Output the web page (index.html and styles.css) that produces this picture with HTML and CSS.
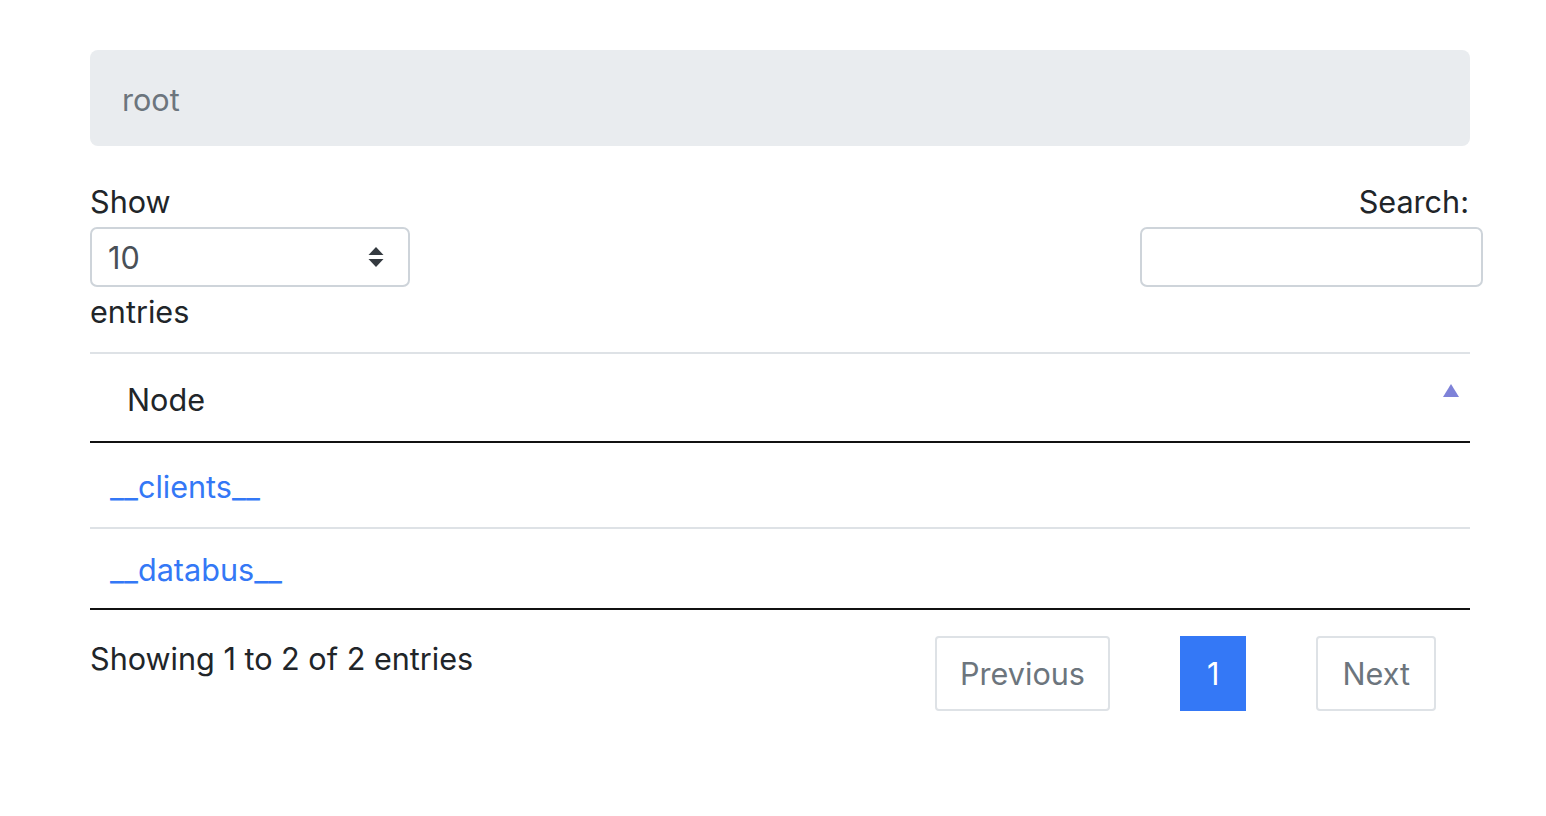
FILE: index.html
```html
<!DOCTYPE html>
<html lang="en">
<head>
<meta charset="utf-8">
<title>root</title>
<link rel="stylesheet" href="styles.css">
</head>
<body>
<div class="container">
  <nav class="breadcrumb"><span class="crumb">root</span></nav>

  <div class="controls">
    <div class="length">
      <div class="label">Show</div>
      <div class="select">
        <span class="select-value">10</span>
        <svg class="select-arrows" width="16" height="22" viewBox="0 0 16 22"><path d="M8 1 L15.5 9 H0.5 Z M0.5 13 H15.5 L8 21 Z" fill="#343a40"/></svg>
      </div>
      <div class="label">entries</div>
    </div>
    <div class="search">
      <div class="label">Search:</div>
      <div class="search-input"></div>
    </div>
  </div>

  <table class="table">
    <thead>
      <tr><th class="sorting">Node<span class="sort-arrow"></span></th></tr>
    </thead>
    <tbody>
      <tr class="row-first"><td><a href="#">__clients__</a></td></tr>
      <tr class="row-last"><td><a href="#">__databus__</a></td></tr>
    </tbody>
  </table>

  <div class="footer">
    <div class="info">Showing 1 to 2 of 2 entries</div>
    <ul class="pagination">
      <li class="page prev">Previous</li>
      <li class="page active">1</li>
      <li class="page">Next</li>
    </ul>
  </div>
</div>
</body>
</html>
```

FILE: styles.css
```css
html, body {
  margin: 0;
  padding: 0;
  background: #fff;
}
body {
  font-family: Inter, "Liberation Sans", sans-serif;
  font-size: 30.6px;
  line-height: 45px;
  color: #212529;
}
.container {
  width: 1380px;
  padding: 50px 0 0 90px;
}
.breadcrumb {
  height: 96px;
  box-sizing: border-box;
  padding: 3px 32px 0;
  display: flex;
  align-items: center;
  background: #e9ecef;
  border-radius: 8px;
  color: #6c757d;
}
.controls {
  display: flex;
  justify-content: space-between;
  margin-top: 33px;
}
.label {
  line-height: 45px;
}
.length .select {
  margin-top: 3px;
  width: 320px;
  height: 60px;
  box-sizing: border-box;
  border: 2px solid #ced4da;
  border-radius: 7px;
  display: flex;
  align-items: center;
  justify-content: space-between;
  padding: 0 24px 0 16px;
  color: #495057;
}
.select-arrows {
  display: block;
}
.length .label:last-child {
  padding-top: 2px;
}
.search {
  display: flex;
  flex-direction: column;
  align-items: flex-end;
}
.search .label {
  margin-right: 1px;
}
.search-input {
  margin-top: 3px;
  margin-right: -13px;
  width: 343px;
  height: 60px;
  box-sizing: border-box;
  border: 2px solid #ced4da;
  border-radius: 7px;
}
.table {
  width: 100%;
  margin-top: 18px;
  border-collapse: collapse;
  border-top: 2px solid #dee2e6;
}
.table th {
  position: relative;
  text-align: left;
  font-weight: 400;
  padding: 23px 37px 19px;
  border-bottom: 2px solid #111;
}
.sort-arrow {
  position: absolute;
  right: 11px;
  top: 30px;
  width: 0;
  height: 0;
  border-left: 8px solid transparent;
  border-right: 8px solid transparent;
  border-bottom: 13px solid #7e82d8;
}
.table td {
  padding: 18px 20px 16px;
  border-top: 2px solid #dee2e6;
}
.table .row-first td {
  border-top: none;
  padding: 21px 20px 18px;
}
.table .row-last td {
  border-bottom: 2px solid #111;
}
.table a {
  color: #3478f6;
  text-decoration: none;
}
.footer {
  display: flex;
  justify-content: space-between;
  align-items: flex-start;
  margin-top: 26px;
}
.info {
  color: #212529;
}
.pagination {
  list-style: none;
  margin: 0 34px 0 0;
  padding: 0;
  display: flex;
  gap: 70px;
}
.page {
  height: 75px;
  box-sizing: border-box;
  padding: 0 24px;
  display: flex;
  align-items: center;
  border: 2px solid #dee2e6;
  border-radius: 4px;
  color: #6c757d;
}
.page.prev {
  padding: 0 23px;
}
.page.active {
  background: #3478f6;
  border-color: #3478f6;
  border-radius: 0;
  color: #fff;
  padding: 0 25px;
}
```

■ **Stated task**:
Transcribe the listing in full. Omit the pictures and keep every line exact.

■ **Task solution**:
Output the web page (index.html and styles.css) that produces this picture with HTML and CSS.
FILE: index.html
```html
<!DOCTYPE html>
<html lang="en">
<head>
<meta charset="utf-8">
<title>root</title>
<link rel="stylesheet" href="styles.css">
</head>
<body>
<div class="container">
  <nav class="breadcrumb"><span class="crumb">root</span></nav>

  <div class="controls">
    <div class="length">
      <div class="label">Show</div>
      <div class="select">
        <span class="select-value">10</span>
        <svg class="select-arrows" width="16" height="22" viewBox="0 0 16 22"><path d="M8 1 L15.5 9 H0.5 Z M0.5 13 H15.5 L8 21 Z" fill="#343a40"/></svg>
      </div>
      <div class="label">entries</div>
    </div>
    <div class="search">
      <div class="label">Search:</div>
      <div class="search-input"></div>
    </div>
  </div>

  <table class="table">
    <thead>
      <tr><th class="sorting">Node<span class="sort-arrow"></span></th></tr>
    </thead>
    <tbody>
      <tr class="row-first"><td><a href="#">__clients__</a></td></tr>
      <tr class="row-last"><td><a href="#">__databus__</a></td></tr>
    </tbody>
  </table>

  <div class="footer">
    <div class="info">Showing 1 to 2 of 2 entries</div>
    <ul class="pagination">
      <li class="page prev">Previous</li>
      <li class="page active">1</li>
      <li class="page">Next</li>
    </ul>
  </div>
</div>
</body>
</html>
```

FILE: styles.css
```css
html, body {
  margin: 0;
  padding: 0;
  background: #fff;
}
body {
  font-family: Inter, "Liberation Sans", sans-serif;
  font-size: 30.6px;
  line-height: 45px;
  color: #212529;
}
.container {
  width: 1380px;
  padding: 50px 0 0 90px;
}
.breadcrumb {
  height: 96px;
  box-sizing: border-box;
  padding: 3px 32px 0;
  display: flex;
  align-items: center;
  background: #e9ecef;
  border-radius: 8px;
  color: #6c757d;
}
.controls {
  display: flex;
  justify-content: space-between;
  margin-top: 33px;
}
.label {
  line-height: 45px;
}
.length .select {
  margin-top: 3px;
  width: 320px;
  height: 60px;
  box-sizing: border-box;
  border: 2px solid #ced4da;
  border-radius: 7px;
  display: flex;
  align-items: center;
  justify-content: space-between;
  padding: 0 24px 0 16px;
  color: #495057;
}
.select-arrows {
  display: block;
}
.length .label:last-child {
  padding-top: 2px;
}
.search {
  display: flex;
  flex-direction: column;
  align-items: flex-end;
}
.search .label {
  margin-right: 1px;
}
.search-input {
  margin-top: 3px;
  margin-right: -13px;
  width: 343px;
  height: 60px;
  box-sizing: border-box;
  border: 2px solid #ced4da;
  border-radius: 7px;
}
.table {
  width: 100%;
  margin-top: 18px;
  border-collapse: collapse;
  border-top: 2px solid #dee2e6;
}
.table th {
  position: relative;
  text-align: left;
  font-weight: 400;
  padding: 23px 37px 19px;
  border-bottom: 2px solid #111;
}
.sort-arrow {
  position: absolute;
  right: 11px;
  top: 30px;
  width: 0;
  height: 0;
  border-left: 8px solid transparent;
  border-right: 8px solid transparent;
  border-bottom: 13px solid #7e82d8;
}
.table td {
  padding: 18px 20px 16px;
  border-top: 2px solid #dee2e6;
}
.table .row-first td {
  border-top: none;
  padding: 21px 20px 18px;
}
.table .row-last td {
  border-bottom: 2px solid #111;
}
.table a {
  color: #3478f6;
  text-decoration: none;
}
.footer {
  display: flex;
  justify-content: space-between;
  align-items: flex-start;
  margin-top: 26px;
}
.info {
  color: #212529;
}
.pagination {
  list-style: none;
  margin: 0 34px 0 0;
  padding: 0;
  display: flex;
  gap: 70px;
}
.page {
  height: 75px;
  box-sizing: border-box;
  padding: 0 24px;
  display: flex;
  align-items: center;
  border: 2px solid #dee2e6;
  border-radius: 4px;
  color: #6c757d;
}
.page.prev {
  padding: 0 23px;
}
.page.active {
  background: #3478f6;
  border-color: #3478f6;
  border-radius: 0;
  color: #fff;
  padding: 0 25px;
}
```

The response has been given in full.